Wednesday, January 02, 2013

More Catholic Church Lies, Hate and Hypocrisy on Gay Marriage

Just as the Illinois legislature is poised to consider a same sex marriage bill (more on this in the next post) Cardinal Francis George (pictured at left) of the Archdiocese of Chicago has issued a "pastoral letter" to archdiocese parishioners basically directing them to pressure legislators to vote "No" on the marriage bill.  Here's how Salon described George's action:

On Tuesday, Chicago’s Cardinal Francis George and his six auxiliary bishops sent out a letter to parishioners urging them to oppose same-sex unions, insisting that they “create a legal fiction … the state has no power to create something that nature itself tells us is impossible.”

It treats matrimony as an organic entity rather than what it truly is — a human-made state, replete with ritual and contractual obligation. And it completely ignores that the Church’s rule book, the Bible itself, has some seriously wonky notions of what constitutes marriage.
[W]hat we see of late, in the Church’s sputtering gasps of outrage about the rights of pregnant women and LGBT couples, are the vestiges of a declining order. They’re the outward expressions of old beliefs forged in ignorance and fear.

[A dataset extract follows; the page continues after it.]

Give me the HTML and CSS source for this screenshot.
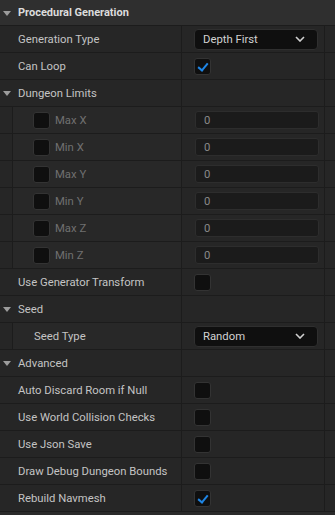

They have nothing to do with “nature” and they have even less to do with anything that Jesus himself ever had to say.

Yes, laughably, George has the audacity to cite" natural law" as supporting the Catholic hierarchy's anti-gay jihad.  Why do I say laughably?  Because the Church has been wrong on so-called "natural law" more times than it has been right.  Remember Galileo who suffered for saying that the earth revolved around the Sun instead of vice versa?  Or how about the issue of slavery and the "natural law"?  Here's what Pope Pius IX  had to say about slavery and the "natural law:

Slavery itself, considered as such in its essential nature, is not at all contary to the natural and divine law, and there can be several just titles of slavery, and these are referred to by approved theologians and commentators of the sacred canons … It is not contrary to the natural and divine law for a slave to be sold, bought, exchanged or given".
Shockingly, it wasn't until 1888 that Pope Leo XIII condemned slavery and not until 1981 that the Code of Canon Law was amended to condemn the selling of people into slavery.

And then there's the issue of Cardinal George's own lack of any credibility on issues of morality.  Yes, you guessed it: George has been documented to have enabled and protected predatory priests - as has the current Pope, Benedict XVI.  Bishop Accountability quotes the following about Cardinal George from the 2002 Dallas Morning New's investigative report on cover ups by the  Catholic bishops in America:

He is facing allegations that the archdiocese had protected several priests with histories of abuse. The cardinal removed a former top aide, the Rev. R. Peter Bowman, from a parish. in late May. That was a month after a man accused the priest of molesting him many years ago - and at least a year after the archdiocese dismissed another complaint against Father Bowman because, in a church spokesman's words, it involved merely "horseplay that could have been misinterpreted." This spring, Cardinal George suspended a priest who had been a top aide to his predecessor, Cardinal Joseph Bernardin. The Rev. Robert Kealy had remained a pastor after being accused last year of abusing a teenager in the 1970s, then was removed in March after more information surfaced. He used to help Cardinal Bernardin handle abuse allegations against colleagues. Neither he nor Father Bowman has responded publicly. A third priest accused in April of abuse in the 1960s remained on the job for more than a month; the church spokesman said internal investigations have lagged because so many complaints are emerging. There are also allegations of recent abuse and archdiocesan misconduct. One lawsuit, for example, has charged that the archdiocese knew three years ago that the Rev. Walter Strus was sexually harassing parishioners but let him keep working. Father Strus has since fathered a child with a Polish immigrant, who has accused him of raping her and pressuring her to have an abortion. He has denied the allegations. "We had no indication of [the priest's] propensity for sexual assault," the church spokesman said. Another recent scandal involves the Rev. Sleeva Raju Policetti, who fled to his native India in May after being accused of abusing a girl. Church officials waited two days after learning of the allegation to call criminal authorities, who "advised us not to confront him ... until they had the chance to gather more information and question him," the spokesman said. "Somehow he found out ... anyway, and he left the country."
More recently, in 2007 Bishop Accountability compiled a list of 85 priests (that is considerably longer than the list of 55 priests that Cardinal George released) that raises serious questions as to Cardinal George's efforts to obstruct justice and protect sexual predators.  

In short, Cardinal George has no moral standing whatsoever on matters of morality.  Just as the Vatican has no moral standing to be quoting "natural law" given its own continued failure to protect the weak and oppressed and/or its documented failure to accept new knowledge and modernity in general. One can only hope that archdiocese parishioners and Illinois legislators will utterly ignore George's disingenuous and morally challenged pontificating.  Indeed, they need to be asking why George has not been criminally prosecuted.